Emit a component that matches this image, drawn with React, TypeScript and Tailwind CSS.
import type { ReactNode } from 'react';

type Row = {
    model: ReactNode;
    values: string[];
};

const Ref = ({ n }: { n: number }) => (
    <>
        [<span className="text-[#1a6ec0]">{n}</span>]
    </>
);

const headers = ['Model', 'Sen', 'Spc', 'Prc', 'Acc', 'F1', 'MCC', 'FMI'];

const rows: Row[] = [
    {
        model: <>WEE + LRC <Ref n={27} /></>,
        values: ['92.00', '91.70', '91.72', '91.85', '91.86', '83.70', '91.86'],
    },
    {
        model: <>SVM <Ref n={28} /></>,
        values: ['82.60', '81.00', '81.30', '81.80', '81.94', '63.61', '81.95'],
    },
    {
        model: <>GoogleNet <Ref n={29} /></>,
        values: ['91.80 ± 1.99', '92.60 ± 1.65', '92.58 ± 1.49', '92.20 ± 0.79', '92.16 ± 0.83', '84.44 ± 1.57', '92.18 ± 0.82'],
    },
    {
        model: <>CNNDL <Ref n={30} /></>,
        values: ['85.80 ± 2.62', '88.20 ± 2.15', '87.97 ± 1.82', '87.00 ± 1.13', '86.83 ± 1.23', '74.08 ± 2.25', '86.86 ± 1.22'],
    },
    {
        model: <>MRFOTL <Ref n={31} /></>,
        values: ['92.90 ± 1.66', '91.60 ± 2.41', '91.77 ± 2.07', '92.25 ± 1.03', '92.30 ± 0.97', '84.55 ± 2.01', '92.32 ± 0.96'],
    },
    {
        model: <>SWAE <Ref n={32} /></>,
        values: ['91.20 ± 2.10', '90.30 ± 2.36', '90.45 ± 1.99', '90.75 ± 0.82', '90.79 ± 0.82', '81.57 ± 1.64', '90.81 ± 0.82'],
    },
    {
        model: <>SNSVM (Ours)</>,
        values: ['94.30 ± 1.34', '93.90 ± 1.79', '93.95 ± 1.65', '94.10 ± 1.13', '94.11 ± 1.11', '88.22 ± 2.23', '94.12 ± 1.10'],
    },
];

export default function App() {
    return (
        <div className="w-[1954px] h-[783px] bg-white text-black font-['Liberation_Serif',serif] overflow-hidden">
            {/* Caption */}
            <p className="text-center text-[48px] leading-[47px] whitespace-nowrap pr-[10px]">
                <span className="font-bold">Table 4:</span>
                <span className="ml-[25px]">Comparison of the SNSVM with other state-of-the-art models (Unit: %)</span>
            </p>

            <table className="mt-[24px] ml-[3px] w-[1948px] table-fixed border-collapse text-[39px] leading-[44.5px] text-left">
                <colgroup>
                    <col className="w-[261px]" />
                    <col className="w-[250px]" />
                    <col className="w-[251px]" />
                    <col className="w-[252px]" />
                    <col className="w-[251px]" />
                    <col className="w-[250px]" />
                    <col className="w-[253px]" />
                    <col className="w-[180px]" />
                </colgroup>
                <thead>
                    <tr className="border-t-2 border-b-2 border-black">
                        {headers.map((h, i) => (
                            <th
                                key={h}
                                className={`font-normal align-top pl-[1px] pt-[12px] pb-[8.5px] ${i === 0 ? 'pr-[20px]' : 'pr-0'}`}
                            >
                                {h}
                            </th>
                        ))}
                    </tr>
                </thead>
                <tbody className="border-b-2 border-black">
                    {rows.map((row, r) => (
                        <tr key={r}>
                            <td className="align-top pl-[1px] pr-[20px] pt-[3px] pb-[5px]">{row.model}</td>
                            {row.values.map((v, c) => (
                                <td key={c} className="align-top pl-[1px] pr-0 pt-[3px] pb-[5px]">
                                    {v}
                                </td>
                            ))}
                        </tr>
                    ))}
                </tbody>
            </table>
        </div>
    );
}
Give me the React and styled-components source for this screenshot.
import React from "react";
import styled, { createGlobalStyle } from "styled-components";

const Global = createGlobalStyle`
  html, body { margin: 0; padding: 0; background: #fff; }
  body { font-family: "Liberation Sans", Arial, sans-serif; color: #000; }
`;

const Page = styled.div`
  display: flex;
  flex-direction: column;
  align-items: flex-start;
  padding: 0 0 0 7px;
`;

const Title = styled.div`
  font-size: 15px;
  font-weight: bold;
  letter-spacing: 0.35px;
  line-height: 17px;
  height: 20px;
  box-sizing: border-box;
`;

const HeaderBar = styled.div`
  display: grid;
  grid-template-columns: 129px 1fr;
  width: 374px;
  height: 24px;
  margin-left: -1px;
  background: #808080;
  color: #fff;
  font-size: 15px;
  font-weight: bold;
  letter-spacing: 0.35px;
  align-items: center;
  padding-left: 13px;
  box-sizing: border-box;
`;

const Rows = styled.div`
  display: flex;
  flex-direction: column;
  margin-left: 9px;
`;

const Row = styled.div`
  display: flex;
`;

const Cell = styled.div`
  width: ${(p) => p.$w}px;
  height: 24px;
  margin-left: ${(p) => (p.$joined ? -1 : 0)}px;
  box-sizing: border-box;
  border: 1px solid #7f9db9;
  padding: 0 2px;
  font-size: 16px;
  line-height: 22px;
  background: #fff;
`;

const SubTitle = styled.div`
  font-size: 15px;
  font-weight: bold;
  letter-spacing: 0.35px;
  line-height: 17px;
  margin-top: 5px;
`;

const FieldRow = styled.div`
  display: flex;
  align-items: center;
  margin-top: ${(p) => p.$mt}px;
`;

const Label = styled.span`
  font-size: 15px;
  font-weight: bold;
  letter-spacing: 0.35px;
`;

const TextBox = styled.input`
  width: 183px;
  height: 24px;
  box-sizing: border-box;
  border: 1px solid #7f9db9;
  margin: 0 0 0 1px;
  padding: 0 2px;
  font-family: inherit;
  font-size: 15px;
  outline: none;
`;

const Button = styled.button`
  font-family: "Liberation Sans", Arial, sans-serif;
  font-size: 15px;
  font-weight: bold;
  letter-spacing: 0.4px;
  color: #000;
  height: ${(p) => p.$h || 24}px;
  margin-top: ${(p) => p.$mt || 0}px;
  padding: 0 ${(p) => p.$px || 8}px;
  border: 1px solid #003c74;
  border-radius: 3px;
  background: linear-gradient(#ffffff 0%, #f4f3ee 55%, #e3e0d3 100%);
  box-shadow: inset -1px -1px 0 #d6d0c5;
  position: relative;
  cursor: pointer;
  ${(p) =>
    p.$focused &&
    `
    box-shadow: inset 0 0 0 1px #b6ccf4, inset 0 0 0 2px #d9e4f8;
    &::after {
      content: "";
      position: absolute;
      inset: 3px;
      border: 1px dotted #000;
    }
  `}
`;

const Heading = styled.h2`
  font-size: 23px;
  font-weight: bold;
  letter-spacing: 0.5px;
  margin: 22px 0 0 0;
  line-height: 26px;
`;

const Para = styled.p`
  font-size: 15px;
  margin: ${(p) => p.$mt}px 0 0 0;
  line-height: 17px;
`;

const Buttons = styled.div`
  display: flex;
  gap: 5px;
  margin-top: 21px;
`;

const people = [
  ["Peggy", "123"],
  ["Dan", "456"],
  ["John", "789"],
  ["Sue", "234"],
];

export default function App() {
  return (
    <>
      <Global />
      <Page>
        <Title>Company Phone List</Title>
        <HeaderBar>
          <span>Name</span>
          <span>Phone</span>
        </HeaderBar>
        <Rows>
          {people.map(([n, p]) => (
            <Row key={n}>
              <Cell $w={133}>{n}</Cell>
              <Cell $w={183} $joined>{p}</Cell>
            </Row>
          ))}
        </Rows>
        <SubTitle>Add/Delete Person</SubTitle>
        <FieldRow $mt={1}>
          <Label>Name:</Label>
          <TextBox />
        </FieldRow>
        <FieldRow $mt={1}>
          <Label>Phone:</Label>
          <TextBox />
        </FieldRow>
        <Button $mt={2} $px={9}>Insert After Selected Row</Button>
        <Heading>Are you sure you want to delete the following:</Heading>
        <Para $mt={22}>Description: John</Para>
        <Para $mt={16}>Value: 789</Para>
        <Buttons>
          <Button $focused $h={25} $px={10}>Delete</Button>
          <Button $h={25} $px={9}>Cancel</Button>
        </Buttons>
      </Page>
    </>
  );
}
● ● ● ●
# Stated problem
Copy out every line that includes the word "this".

# Full answer
Emit a component that matches this image, drawn with React, TypeScript and Tailwind CSS.
Give me the React and styled-components source for this screenshot.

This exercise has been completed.